[EXERCISE OBJECTIVE]: Write out the listing below without alteration, omitting its pictures.

[RAW DATA]:
++++
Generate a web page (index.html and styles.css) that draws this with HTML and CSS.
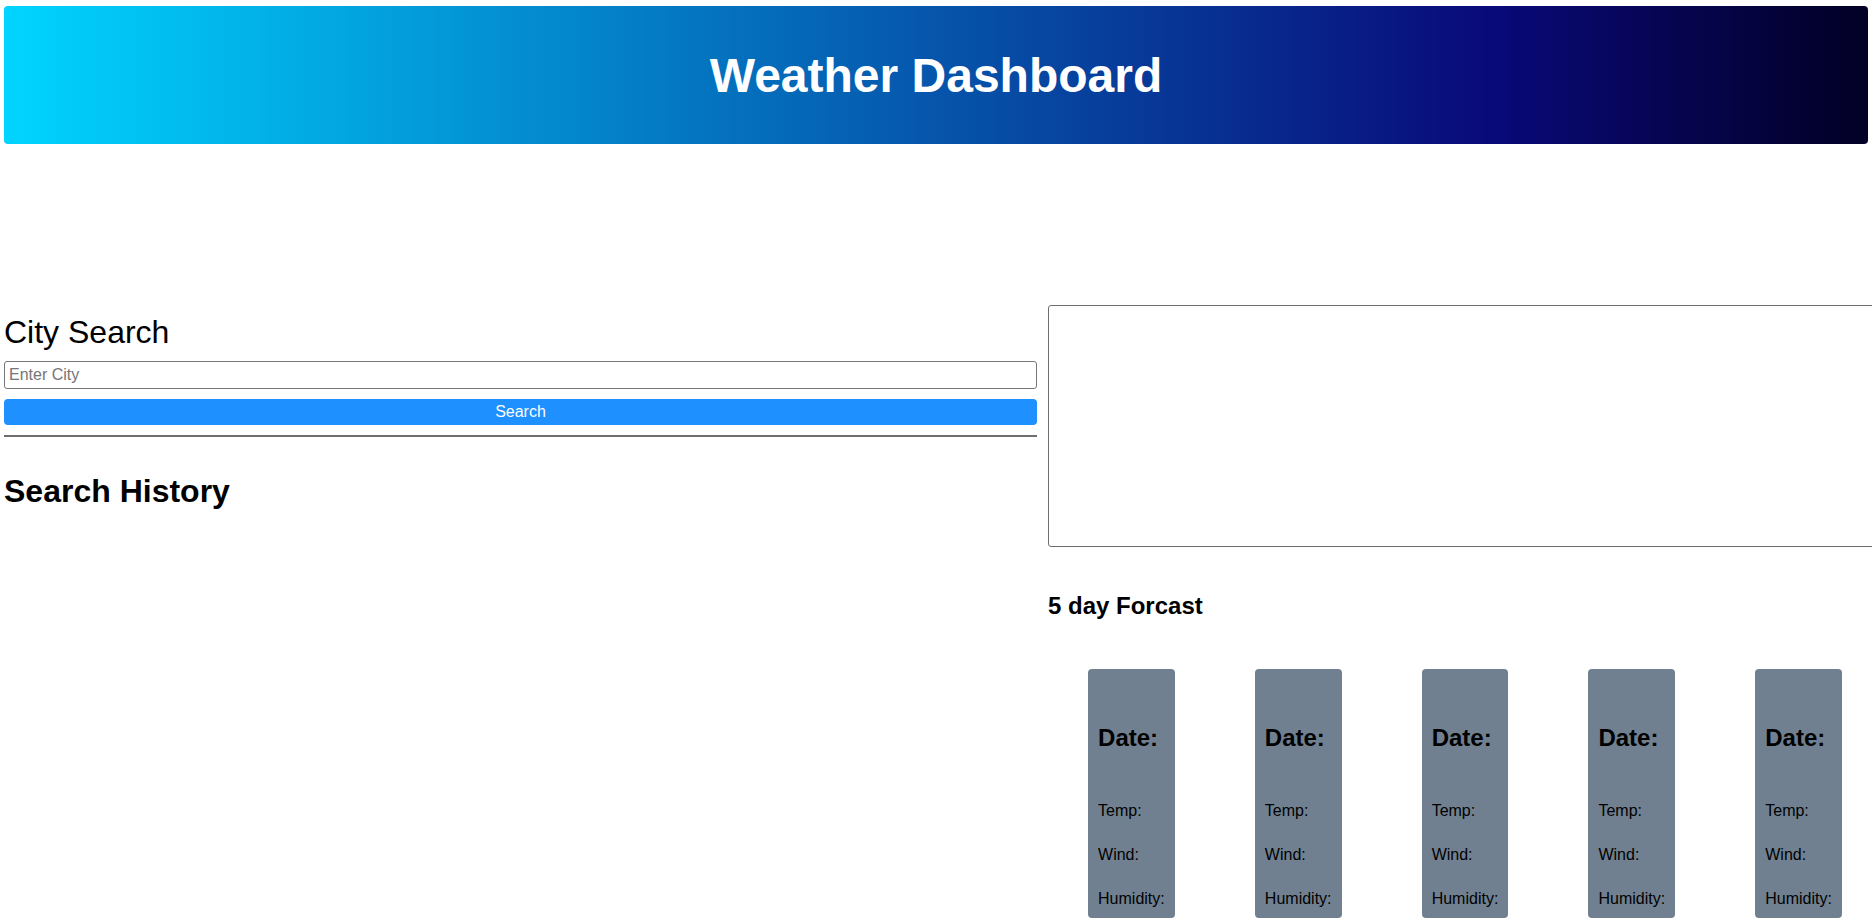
FILE: index.html
```html
<!DOCTYPE html>
<html lang="en">
<head>
<meta charset="utf-8">
<title>Weather Dashboard</title>
<link rel="stylesheet" href="styles.css">
</head>
<body>
<header class="hero">
  <h1 class="hero-title">Weather Dashboard</h1>
</header>
<main class="layout">
  <section class="search-col">
    <h2 class="search-title">City Search</h2>
    <input class="city-input" type="text" placeholder="Enter City">
    <button class="search-btn" type="button">Search</button>
    <hr class="divider">
    <h2 class="history-title">Search History</h2>
  </section>
  <section class="weather-col">
    <div class="current-box"></div>
    <h2 class="forecast-title">5 day Forcast</h2>
    <div class="forecast-row">
      <div class="card"><h3 class="card-date">Date:</h3><p class="card-line">Temp:</p><p class="card-line">Wind:</p><p class="card-line">Humidity:</p></div>
      <div class="card"><h3 class="card-date">Date:</h3><p class="card-line">Temp:</p><p class="card-line">Wind:</p><p class="card-line">Humidity:</p></div>
      <div class="card"><h3 class="card-date">Date:</h3><p class="card-line">Temp:</p><p class="card-line">Wind:</p><p class="card-line">Humidity:</p></div>
      <div class="card"><h3 class="card-date">Date:</h3><p class="card-line">Temp:</p><p class="card-line">Wind:</p><p class="card-line">Humidity:</p></div>
      <div class="card"><h3 class="card-date">Date:</h3><p class="card-line">Temp:</p><p class="card-line">Wind:</p><p class="card-line">Humidity:</p></div>
    </div>
  </section>
</main>
</body>
</html>
```

FILE: styles.css
```css
html {
  overflow: hidden;
}

body {
  margin: 0;
  font-family: "Liberation Sans", Arial, sans-serif;
  color: #000;
  background: #fff;
}

.hero {
  margin: 6px 4px 0;
  height: 138px;
  border-radius: 4px;
  background: linear-gradient(90deg, #00d4ff 0%, #090979 80%, #020024 100%);
  display: flex;
  align-items: center;
  justify-content: center;
}

.hero-title {
  margin: 0;
  font-size: 48px;
  line-height: 55px;
  font-weight: bold;
  color: #fff;
}

.layout {
  display: grid;
  grid-template-columns: 1033px 834px;
  column-gap: 11px;
  padding-left: 4px;
  margin-top: 161px;
  align-items: start;
}

.search-col {
  display: flex;
  flex-direction: column;
}

.search-title {
  margin: 9px 0 0;
  font-size: 32px;
  line-height: 37px;
  font-weight: normal;
}

.city-input {
  margin-top: 10px;
  height: 28px;
  box-sizing: border-box;
  border: 1px solid #767676;
  border-radius: 3px;
  padding: 0 4px;
  font-family: "Liberation Sans", Arial, sans-serif;
  font-size: 16px;
  color: #000;
}

.city-input::placeholder {
  color: #757575;
}

.search-btn {
  margin-top: 10px;
  height: 26px;
  border: none;
  border-radius: 4px;
  background: #1e90ff;
  color: #fff;
  font-family: "Liberation Sans", Arial, sans-serif;
  font-size: 16px;
  padding: 0;
}

.divider {
  margin: 10px 0 0;
  border: none;
  border-top: 2px solid #6e6e6e;
  height: 0;
}

.history-title {
  margin: 36px 0 0;
  font-size: 32px;
  line-height: 37px;
  font-weight: bold;
}

.weather-col {
  display: flex;
  flex-direction: column;
}

.current-box {
  height: 242px;
  box-sizing: border-box;
  border: 1px solid #6e6e6e;
  border-radius: 3px;
}

.forecast-title {
  margin: 45px 0 0;
  font-size: 24px;
  line-height: 28px;
  font-weight: bold;
}

.forecast-row {
  margin-top: 49px;
  display: flex;
  justify-content: space-around;
}

.card {
  background: #708090;
  border-radius: 4px;
  padding: 10px;
}

.card-date {
  margin: 45px 0 50px;
  font-size: 24px;
  line-height: 28px;
  font-weight: bold;
}

.card-line {
  margin: 0 0 26px;
  font-size: 16px;
  line-height: 18px;
}

.card-line:last-child {
  margin-bottom: 0;
}
```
++++
[WRITTEN ANSWER]:
Generate a web page (index.html and styles.css) that draws this with HTML and CSS.
FILE: index.html
```html
<!DOCTYPE html>
<html lang="en">
<head>
<meta charset="utf-8">
<title>Weather Dashboard</title>
<link rel="stylesheet" href="styles.css">
</head>
<body>
<header class="hero">
  <h1 class="hero-title">Weather Dashboard</h1>
</header>
<main class="layout">
  <section class="search-col">
    <h2 class="search-title">City Search</h2>
    <input class="city-input" type="text" placeholder="Enter City">
    <button class="search-btn" type="button">Search</button>
    <hr class="divider">
    <h2 class="history-title">Search History</h2>
  </section>
  <section class="weather-col">
    <div class="current-box"></div>
    <h2 class="forecast-title">5 day Forcast</h2>
    <div class="forecast-row">
      <div class="card"><h3 class="card-date">Date:</h3><p class="card-line">Temp:</p><p class="card-line">Wind:</p><p class="card-line">Humidity:</p></div>
      <div class="card"><h3 class="card-date">Date:</h3><p class="card-line">Temp:</p><p class="card-line">Wind:</p><p class="card-line">Humidity:</p></div>
      <div class="card"><h3 class="card-date">Date:</h3><p class="card-line">Temp:</p><p class="card-line">Wind:</p><p class="card-line">Humidity:</p></div>
      <div class="card"><h3 class="card-date">Date:</h3><p class="card-line">Temp:</p><p class="card-line">Wind:</p><p class="card-line">Humidity:</p></div>
      <div class="card"><h3 class="card-date">Date:</h3><p class="card-line">Temp:</p><p class="card-line">Wind:</p><p class="card-line">Humidity:</p></div>
    </div>
  </section>
</main>
</body>
</html>
```

FILE: styles.css
```css
html {
  overflow: hidden;
}

body {
  margin: 0;
  font-family: "Liberation Sans", Arial, sans-serif;
  color: #000;
  background: #fff;
}

.hero {
  margin: 6px 4px 0;
  height: 138px;
  border-radius: 4px;
  background: linear-gradient(90deg, #00d4ff 0%, #090979 80%, #020024 100%);
  display: flex;
  align-items: center;
  justify-content: center;
}

.hero-title {
  margin: 0;
  font-size: 48px;
  line-height: 55px;
  font-weight: bold;
  color: #fff;
}

.layout {
  display: grid;
  grid-template-columns: 1033px 834px;
  column-gap: 11px;
  padding-left: 4px;
  margin-top: 161px;
  align-items: start;
}

.search-col {
  display: flex;
  flex-direction: column;
}

.search-title {
  margin: 9px 0 0;
  font-size: 32px;
  line-height: 37px;
  font-weight: normal;
}

.city-input {
  margin-top: 10px;
  height: 28px;
  box-sizing: border-box;
  border: 1px solid #767676;
  border-radius: 3px;
  padding: 0 4px;
  font-family: "Liberation Sans", Arial, sans-serif;
  font-size: 16px;
  color: #000;
}

.city-input::placeholder {
  color: #757575;
}

.search-btn {
  margin-top: 10px;
  height: 26px;
  border: none;
  border-radius: 4px;
  background: #1e90ff;
  color: #fff;
  font-family: "Liberation Sans", Arial, sans-serif;
  font-size: 16px;
  padding: 0;
}

.divider {
  margin: 10px 0 0;
  border: none;
  border-top: 2px solid #6e6e6e;
  height: 0;
}

.history-title {
  margin: 36px 0 0;
  font-size: 32px;
  line-height: 37px;
  font-weight: bold;
}

.weather-col {
  display: flex;
  flex-direction: column;
}

.current-box {
  height: 242px;
  box-sizing: border-box;
  border: 1px solid #6e6e6e;
  border-radius: 3px;
}

.forecast-title {
  margin: 45px 0 0;
  font-size: 24px;
  line-height: 28px;
  font-weight: bold;
}

.forecast-row {
  margin-top: 49px;
  display: flex;
  justify-content: space-around;
}

.card {
  background: #708090;
  border-radius: 4px;
  padding: 10px;
}

.card-date {
  margin: 45px 0 50px;
  font-size: 24px;
  line-height: 28px;
  font-weight: bold;
}

.card-line {
  margin: 0 0 26px;
  font-size: 16px;
  line-height: 18px;
}

.card-line:last-child {
  margin-bottom: 0;
}
```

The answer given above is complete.